Bound state and persistent currents in the presence of torsion and Rashba spin-orbit coupling

TL;DR

This paper investigates how torsion fields from dislocations affect electron energy spectra and persistent currents on a cylindrical surface with Rashba spin-orbit coupling, revealing significant spectral modifications and dislocation-induced spin currents.

Contribution

It provides an analytical study of the combined effects of torsion and Rashba spin-orbit coupling on bound states and persistent currents in a cylindrical electron system.

Findings

Torsion significantly alters the energy spectrum.

Dislocation induces persistent spin currents.

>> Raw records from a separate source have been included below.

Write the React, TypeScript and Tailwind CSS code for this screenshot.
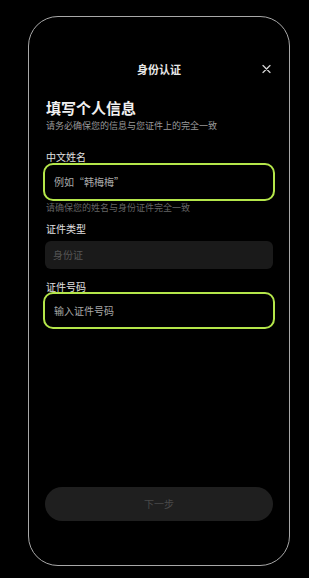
import React from "react";

export default function App() {
  return (
    <div
      className="w-[309px] h-[578px] bg-black overflow-hidden"
      style={{ fontFamily: '"Noto Sans CJK SC", "Noto Sans", sans-serif' }}
    >
      <div className="ml-[28px] mt-[16px] w-[262px] h-[550px] rounded-[30px] border border-[#a8a8a8] flex flex-col px-[14px] pb-[44px]">
        <div className="mt-[42px] h-[20px] relative flex items-center justify-center">
          <span className="text-[11px] font-bold text-[#e8e8e8] leading-none">身份认证</span>
          <svg
            className="absolute right-[4px] top-1/2 -translate-y-1/2"
            width="9"
            height="9"
            viewBox="0 0 9 9"
          >
            <path d="M1 1L8 8M8 1L1 8" stroke="#d0d0d0" strokeWidth="1.3" strokeLinecap="round" />
          </svg>
        </div>
        <div className="mt-[17px] h-[22px] pl-[3px] flex items-center text-[15px] font-bold text-[#f0f0f0] leading-none">
          填写个人信息
        </div>
        <div className="h-[14px] pl-[3px] flex items-center text-[9px] text-[#9a9a9a] leading-none">
          请务必确保您的信息与您证件上的完全一致
        </div>
        <div className="mt-[19px] h-[12px] pl-[3px] flex items-center text-[10px] text-[#e0e0e0] leading-none">
          中文姓名
        </div>
        <div className="h-[38px] rounded-[10px] border-2 border-[#b4e64a] flex items-center pl-[9px] text-[10px] text-[#a8a8a8] leading-none">
          例如“韩梅梅”
        </div>
        <div className="h-[12px] pl-[3px] flex items-center text-[9px] text-[#666] leading-none">
          请确保您的姓名与身份证件完全一致
        </div>
        <div className="mt-[10px] h-[12px] pl-[3px] flex items-center text-[10px] text-[#e0e0e0] leading-none">
          证件类型
        </div>
        <div className="mt-[6px] mx-[2px] h-[28px] rounded-[6px] bg-[#1a1a1a] flex items-center pl-[8px] text-[10px] text-[#555] leading-none">
          身份证
        </div>
        <div className="mt-[12px] h-[11px] pl-[3px] flex items-center text-[10px] text-[#e0e0e0] leading-none">
          证件号码
        </div>
        <div className="h-[37px] rounded-[10px] border-2 border-[#b4e64a] flex items-center pl-[9px] text-[10px] text-[#a8a8a8] leading-none">
          输入证件号码
        </div>
        <div className="mt-auto mx-[2px] h-[34px] rounded-full bg-[#1f1f1f] flex items-center justify-center text-[10px] text-[#4a4a4a] leading-none">
          下一步
        </div>
      </div>
    </div>
  );
}
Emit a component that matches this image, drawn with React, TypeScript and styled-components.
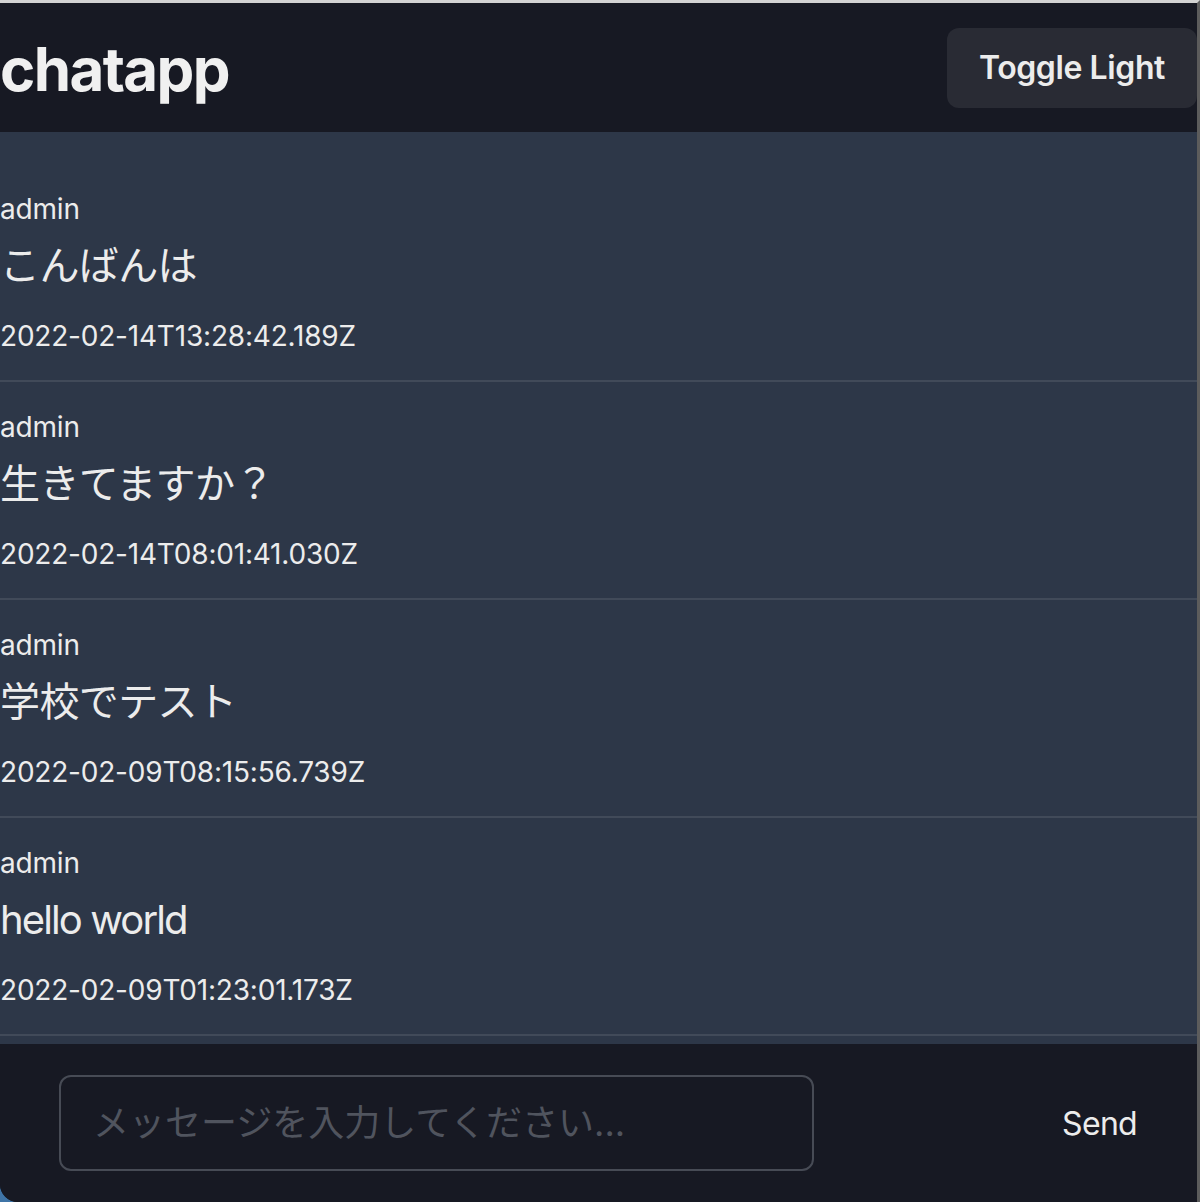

A correspondence between dislocation-mediated and azimuthal spin currents.

Abstract

We study a model of an electron on a cylindrical surface, which is coupled to the torsion field due to a dislocation along the axis of the cylinder. We discuss the effect of this torsion field on the energy spectrum of the electrons and analytically calculate persistent currents in the presence of Rashba spin-orbit coupling. We also analyze bound state energy spectra in presence of Rashba spin-orbit interaction. Our results show that the presence of the torsional field due to the dislocation significantly modifies the energy spectrum of the system. The dislocation induced persistent spin current in this system is calculated, and we find a correspondence between the dislocation mediated spin current and the azimuthal spin current.